Responding to Mr Barroso’s intervention—described by Prime Minister David Cameron as “significant”—Ms Sturgeon said the SNP government did not agree that an independent Scotland would have to reapply for European Union membership.

She said early talks were now being sought with the European Commission to discuss the specific process of Scotland becoming independent.

In the minds of the Scots, the EU is still the nice, welcoming organization of the 1990s that seeks to extend its comforting umbrella to as many members as possible, handing out money and privileges to the periphery. Those days are long gone. The EU of 2012 is an organization fighting for its life, and it’s definitely not looking to stir the pot by sanctioning national independence movements. Furthermore, those wary of German dominance of the EU don’t want to see the UK weakened by a Scottish spin-off.

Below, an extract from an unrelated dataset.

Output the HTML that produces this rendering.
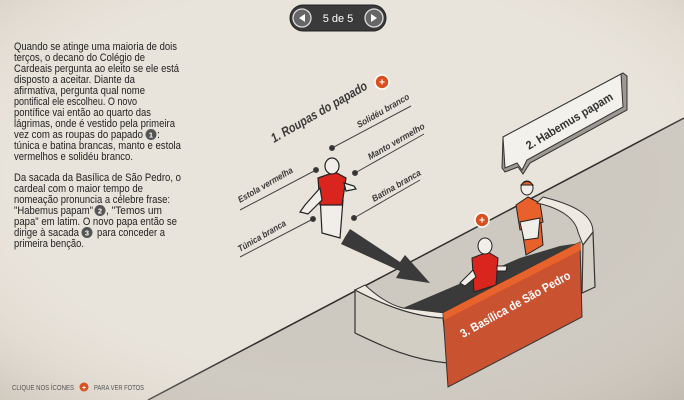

In the end, the whole thing will likely be nothing more than a tempest in a teapot. The Scottish public is more practical than are its politicians. Polls suggest that only one-third of the Scottish public supports independence, and if it begins to look like separation is a real possibility, this number is likely to fall further as the public confronts the inevitable ramifications of a split. Support in England for a split, however, might be another story.